━━━━━ THE INPUT
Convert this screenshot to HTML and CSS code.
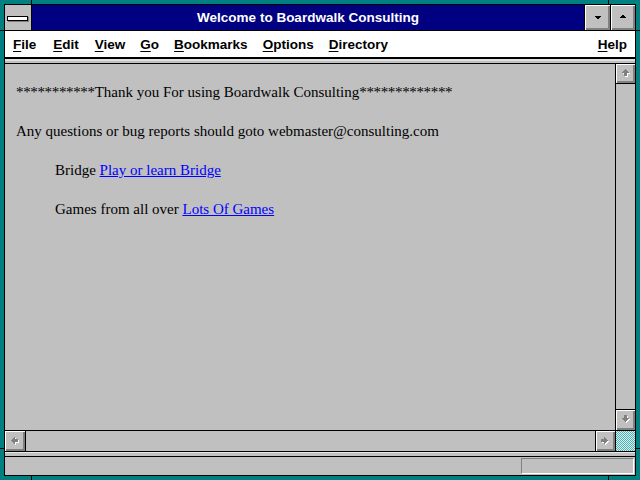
FILE: index.html
```html
<!DOCTYPE html>
<html>
<head>
<meta charset="utf-8">
<title>Welcome to Boardwalk Consulting</title>
<link rel="stylesheet" href="styles.css">
</head>
<body>
<div class="screen">
  <div class="window">
    <div class="titlebar">
      <div class="sysmenu"><span class="sysbar"></span></div>
      <div class="title">Welcome to Boardwalk Consulting</div>
      <div class="tbtn tmin">
        <svg width="25" height="25" viewBox="0 0 25 25" shape-rendering="crispEdges"><polygon points="9,11 16,11 12.5,14.5" fill="#000"/></svg>
      </div>
      <div class="tbtn tmax">
        <svg width="24" height="25" viewBox="0 0 24 25" shape-rendering="crispEdges"><polygon points="8,13 15,13 11.5,9.5" fill="#000"/></svg>
      </div>
    </div>
    <div class="menubar">
      <span class="mi mfile"><u>F</u>ile</span>
      <span class="mi medit"><u>E</u>dit</span>
      <span class="mi"><u>V</u>iew</span>
      <span class="mi"><u>G</u>o</span>
      <span class="mi"><u>B</u>ookmarks</span>
      <span class="mi"><u>O</u>ptions</span>
      <span class="mi"><u>D</u>irectory</span>
      <span class="mi help"><u>H</u>elp</span>
    </div>
    <div class="strip"></div>
    <div class="main">
      <div class="content">
        <p class="line"><span class="stars">***********</span>Thank you For using Boardwalk Consulting<span class="stars">*************</span></p>
        <p class="line">Any questions or bug reports should goto webmaster@consulting.com</p>
        <p class="line indent">Bridge <a href="#">Play or learn Bridge</a></p>
        <p class="line indent">Games from all over <a href="#">Lots Of Games</a></p>
      </div>
      <div class="vscroll">
        <div class="sbtn sup">
          <svg width="19" height="19" viewBox="0 0 19 19" shape-rendering="crispEdges">
            <g fill="#fff" transform="translate(1,1)"><rect x="9" y="5" width="1" height="1"/><rect x="8" y="6" width="3" height="1"/><rect x="7" y="7" width="5" height="1"/><rect x="6" y="8" width="7" height="1"/><rect x="8" y="9" width="3" height="3"/></g>
            <g fill="#808080"><rect x="9" y="5" width="1" height="1"/><rect x="8" y="6" width="3" height="1"/><rect x="7" y="7" width="5" height="1"/><rect x="6" y="8" width="7" height="1"/><rect x="8" y="9" width="3" height="3"/></g>
          </svg>
        </div>
        <div class="vtrack"></div>
        <div class="sbtn sdown">
          <svg width="19" height="19" viewBox="0 0 19 19" shape-rendering="crispEdges">
            <g fill="#fff" transform="translate(1,1)"><rect x="8" y="5" width="3" height="3"/><rect x="6" y="8" width="7" height="1"/><rect x="7" y="9" width="5" height="1"/><rect x="8" y="10" width="3" height="1"/><rect x="9" y="11" width="1" height="1"/></g>
            <g fill="#808080"><rect x="8" y="5" width="3" height="3"/><rect x="6" y="8" width="7" height="1"/><rect x="7" y="9" width="5" height="1"/><rect x="8" y="10" width="3" height="1"/><rect x="9" y="11" width="1" height="1"/></g>
          </svg>
        </div>
      </div>
    </div>
    <div class="hrow">
      <div class="hscroll">
        <div class="hbtn sleft">
          <svg width="20" height="20" viewBox="0 0 20 20" shape-rendering="crispEdges">
            <g fill="#fff" transform="translate(1,1)"><rect x="6" y="9" width="1" height="1"/><rect x="7" y="8" width="1" height="3"/><rect x="8" y="7" width="1" height="5"/><rect x="9" y="6" width="1" height="7"/><rect x="10" y="8" width="3" height="3"/></g>
            <g fill="#808080"><rect x="6" y="9" width="1" height="1"/><rect x="7" y="8" width="1" height="3"/><rect x="8" y="7" width="1" height="5"/><rect x="9" y="6" width="1" height="7"/><rect x="10" y="8" width="3" height="3"/></g>
          </svg>
        </div>
        <div class="htrack"></div>
        <div class="hbtn sright">
          <svg width="19" height="20" viewBox="0 0 19 20" shape-rendering="crispEdges">
            <g fill="#fff" transform="translate(1,1)"><rect x="5" y="8" width="3" height="3"/><rect x="8" y="6" width="1" height="7"/><rect x="9" y="7" width="1" height="5"/><rect x="10" y="8" width="1" height="3"/><rect x="11" y="9" width="1" height="1"/></g>
            <g fill="#808080"><rect x="5" y="8" width="3" height="3"/><rect x="8" y="6" width="1" height="7"/><rect x="9" y="7" width="1" height="5"/><rect x="10" y="8" width="1" height="3"/><rect x="11" y="9" width="1" height="1"/></g>
          </svg>
        </div>
      </div>
      <div class="corner"></div>
    </div>
    <div class="sep"></div>
    <div class="status"><div class="statbox"></div></div>
  </div>
  <span class="notch nt1"></span>
  <span class="notch nt2"></span>
  <span class="notch nb1"></span>
  <span class="notch nb2"></span>
  <span class="notch nl1"></span>
  <span class="notch nl2"></span>
  <span class="notch nr1"></span>
  <span class="notch nr2"></span>
</div>
</body>
</html>
```

FILE: styles.css
```css
* { box-sizing: border-box; }
html, body { margin: 0; padding: 0; }
body { background: #008080; }

.screen {
  position: relative;
  width: 640px;
  height: 480px;
  padding: 4px;
  background: #008080;
  overflow: hidden;
}

.window {
  width: 632px;
  height: 472px;
  border: 1px solid #000;
  background: #c0c0c0;
  display: flex;
  flex-direction: column;
}

/* title bar */
.titlebar {
  height: 26px;
  flex: 0 0 26px;
  display: flex;
  border-bottom: 1px solid #000;
}
.sysmenu {
  width: 27px;
  border-right: 1px solid #000;
  background: #c0c0c0;
  display: flex;
  align-items: center;
  justify-content: center;
  padding-bottom: 1px;
}
.sysbar {
  display: block;
  width: 21px;
  height: 5px;
  margin-top: 3px;
  margin-left: -1px;
  background: #fff;
  border: 1px solid #000;
  box-shadow: 1px 1px 0 #808080;
}
.title {
  flex: 1;
  background: #000080;
  color: #fff;
  font-family: "Liberation Sans", Arial, sans-serif;
  font-weight: bold;
  font-size: 13.5px;
  line-height: 25px;
  text-align: center;
}
.tbtn {
  border-left: 1px solid #000;
  background: #c0c0c0;
  box-shadow: inset 1px 1px 0 #fff, inset -2px -2px 0 #808080;
}
.tbtn svg { display: block; }
.tmin { width: 26px; }
.tmax { width: 25px; }

/* menu bar */
.menubar {
  flex: 0 0 28px;
  height: 28px;
  background: #fff;
  border-bottom: 2px solid #000;
  display: flex;
  align-items: center;
  gap: 15px;
  padding: 1px 8px 0 8px;
  font-family: "Liberation Sans", Arial, sans-serif;
  font-weight: bold;
  font-size: 13.5px;
  color: #000;
}
.mi u { text-decoration: underline; text-decoration-thickness: 1px; text-underline-offset: 2px; }
.mfile { margin-right: 2px; }
.medit { margin-right: 1px; }
.help { margin-left: auto; }

.strip {
  flex: 0 0 5px;
  height: 5px;
  background: #c0c0c0;
  border-top: 2px solid #e0e0e0;
  border-bottom: 1px solid #000;
}

/* main */
.main {
  flex: 0 0 366px;
  height: 366px;
  display: flex;
}
.content {
  flex: 1;
  padding: 19px 0 0 11px;
  font-family: "Liberation Serif", "Times New Roman", serif;
  font-size: 15px;
  color: #000;
}
.line {
  margin: 0 0 21px 0;
  line-height: 18px;
  white-space: nowrap;
}
.stars { letter-spacing: -0.35px; }
.indent { margin-left: 39px; }
.content a { color: #0000ff; text-decoration: underline; }

.vscroll {
  width: 20px;
  flex: 0 0 20px;
  border-left: 1px solid #000;
  display: flex;
  flex-direction: column;
}
.sbtn {
  height: 20px;
  background: #c0c0c0;
  box-shadow: inset 1px 1px 0 #fff, inset -2px -2px 0 #808080;
}
.sbtn svg, .hbtn svg { display: block; }
.sup { border-bottom: 1px solid #000; }
.sdown { border-top: 1px solid #000; height: 21px; }
.vtrack { flex: 1; background: #c0c0c0; }

/* horizontal scroll row */
.hrow {
  flex: 0 0 21px;
  height: 21px;
  border-top: 1px solid #000;
  display: flex;
}
.hscroll { flex: 1; display: flex; }
.hbtn {
  background: #c0c0c0;
  box-shadow: inset 1px 1px 0 #fff, inset -2px -2px 0 #808080;
}
.sleft { width: 21px; border-right: 1px solid #000; }
.sright { width: 20px; border-left: 1px solid #000; }
.htrack { flex: 1; background: #c0c0c0; }
.corner {
  width: 20px;
  border-left: 1px solid #000;
  background-color: #e8e8e8;
  background-image: repeating-conic-gradient(#40b8b8 0 25%, #e8e8e8 0 50%);
  background-size: 2px 2px;
}

.sep {
  flex: 0 0 6px;
  height: 6px;
  border-top: 1px solid #000;
  border-bottom: 1px solid #000;
  background: #c0c0c0;
  box-shadow: inset 0 1px 0 #e8e8e8;
}

.status {
  flex: 1;
  background: #c0c0c0;
  display: flex;
  justify-content: flex-end;
  padding: 1px 1px 1px 0;
}
.statbox {
  width: 113px;
  border-top: 1px solid #808080;
  border-left: 1px solid #808080;
  border-bottom: 1px solid #fff;
  border-right: 1px solid #fff;
}

/* resize border notches */
.notch { position: absolute; background: #000; }
.nt1 { left: 31px; top: 0; width: 1px; height: 4px; }
.nt2 { left: 608px; top: 0; width: 1px; height: 4px; }
.nb1 { left: 31px; top: 476px; width: 1px; height: 4px; }
.nb2 { left: 608px; top: 476px; width: 1px; height: 4px; }
.nl1 { left: 0; top: 30px; width: 4px; height: 1px; }
.nl2 { left: 0; top: 448px; width: 4px; height: 1px; }
.nr1 { left: 636px; top: 30px; width: 4px; height: 1px; }
.nr2 { left: 636px; top: 448px; width: 4px; height: 1px; }
```
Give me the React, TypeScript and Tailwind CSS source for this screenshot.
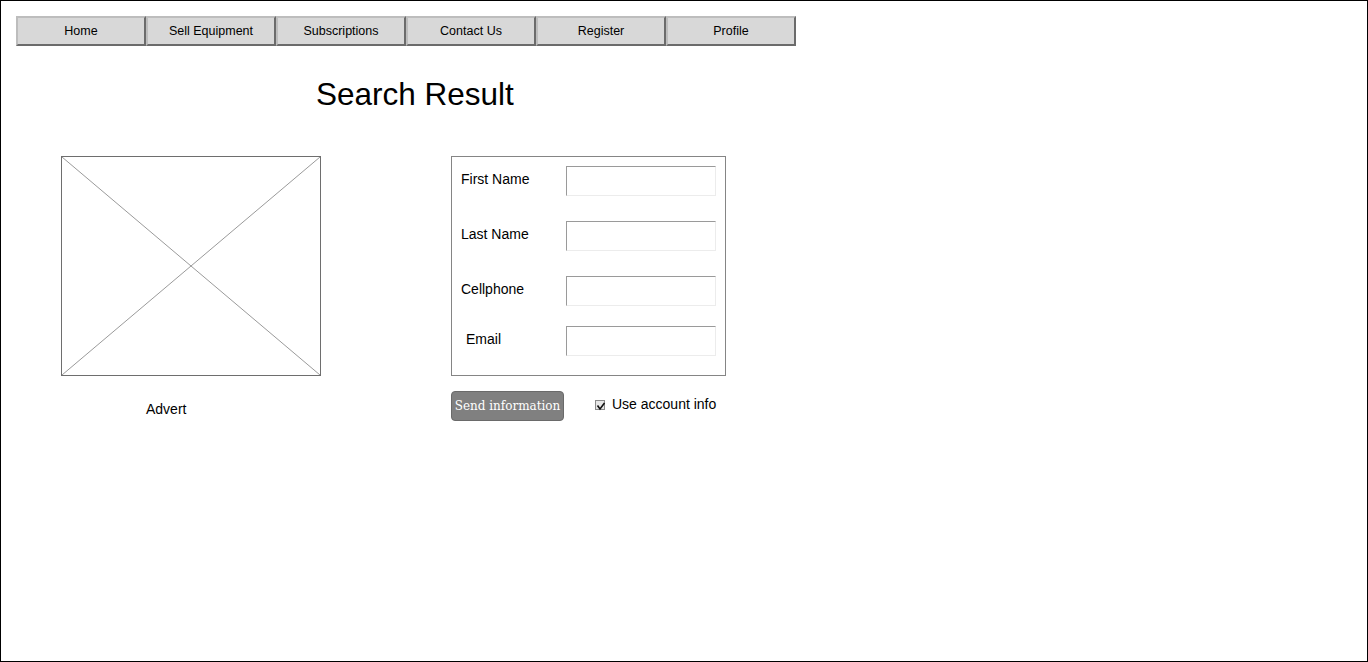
import * as React from 'react'

const navItems = ['Home', 'Sell Equipment', 'Subscriptions', 'Contact Us', 'Register', 'Profile']

const fields = [
	{ label: 'First Name', indent: false, gap: '' },
	{ label: 'Last Name', indent: false, gap: 'mt-[25px]' },
	{ label: 'Cellphone', indent: false, gap: 'mt-[25px]' },
	{ label: 'Email', indent: true, gap: 'mt-[20px]' },
]

function NavButton({ label }: { label: string }) {
	return (
		<button
			type="button"
			className="flex h-[30px] w-[130px] items-center justify-center border-2 border-t-[#bdbdbd] border-l-[#bdbdbd] border-b-[#6b6b6b] border-r-[#6b6b6b] bg-[#d8d8d8] text-[12.5px] text-black"
		>
			{label}
		</button>
	)
}

function ImagePlaceholder() {
	return (
		<div className="relative h-[220px] w-[260px] border border-[#6e6e6e]">
			<svg className="absolute inset-0 h-full w-full" viewBox="0 0 258 218" preserveAspectRatio="none">
				<line x1="0" y1="0" x2="258" y2="218" stroke="#9a9a9a" strokeWidth="1" />
				<line x1="258" y1="0" x2="0" y2="218" stroke="#9a9a9a" strokeWidth="1" />
			</svg>
		</div>
	)
}

function CheckIcon() {
	return (
		<svg width="11" height="12" viewBox="0 0 11 12" className="mt-[3px] shrink-0">
			<rect x="0.5" y="0.5" width="9" height="9" fill="#e6e6e6" stroke="#8a8a8a" />
			<path d="M2.5 5.5 L5 9 L9.5 3" fill="none" stroke="#111" strokeWidth="1.6" />
		</svg>
	)
}

export default function App() {
	return (
		<div className="h-[662px] w-[1368px] overflow-hidden border border-black bg-white pt-[15px] pl-[15px] font-['Liberation_Sans',Arial,sans-serif] text-black">
			<nav className="flex">
				{navItems.map((item) => (
					<NavButton key={item} label={item} />
				))}
			</nav>

			<h1 className="mt-[30px] ml-[300px] text-[31.5px] leading-[37px] font-normal">Search Result</h1>

			<div className="mt-[43px] ml-[45px] flex gap-[130px]">
				<div className="flex flex-col">
					<ImagePlaceholder />
					<span className="mt-[25px] ml-[85px] text-[14px] leading-[16px]">Advert</span>
				</div>

				<div className="flex flex-col">
					<div className="flex h-[220px] w-[275px] flex-col border border-[#858585] pt-[9px] pl-[9px]">
						{fields.map((f) => (
							<div key={f.label} className={`flex items-start ${f.gap}`}>
								<label className={`mt-[5px] w-[105px] text-[14px] leading-[16px] ${f.indent ? 'pl-[5px]' : ''}`}>
									{f.label}
								</label>
								<input
									type="text"
									className="h-[30px] w-[150px] border border-t-[#9a9a9a] border-l-[#9a9a9a] border-b-[#ececec] border-r-[#ececec] bg-white outline-none"
								/>
							</div>
						))}
					</div>

					<div className="mt-[15px] flex items-center">
						<button
							type="button"
							className="flex h-[30px] w-[113px] items-center justify-center rounded-[4px] border border-[#6a6a6a] bg-[#808080] font-['DejaVu_Serif',serif] text-[12px] text-white"
						>
							Send information
						</button>
						<div className="ml-[31px] -mt-[4px] flex items-center gap-[6px]">
							<CheckIcon />
							<span className="text-[14px] leading-[16px]">Use account info</span>
						</div>
					</div>
				</div>
			</div>
		</div>
	)
}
━━━━━━━━━━
Pull out all lines containing the word "screenshot" from the entries above.

Convert this screenshot to HTML and CSS code.
Give me the React, TypeScript and Tailwind CSS source for this screenshot.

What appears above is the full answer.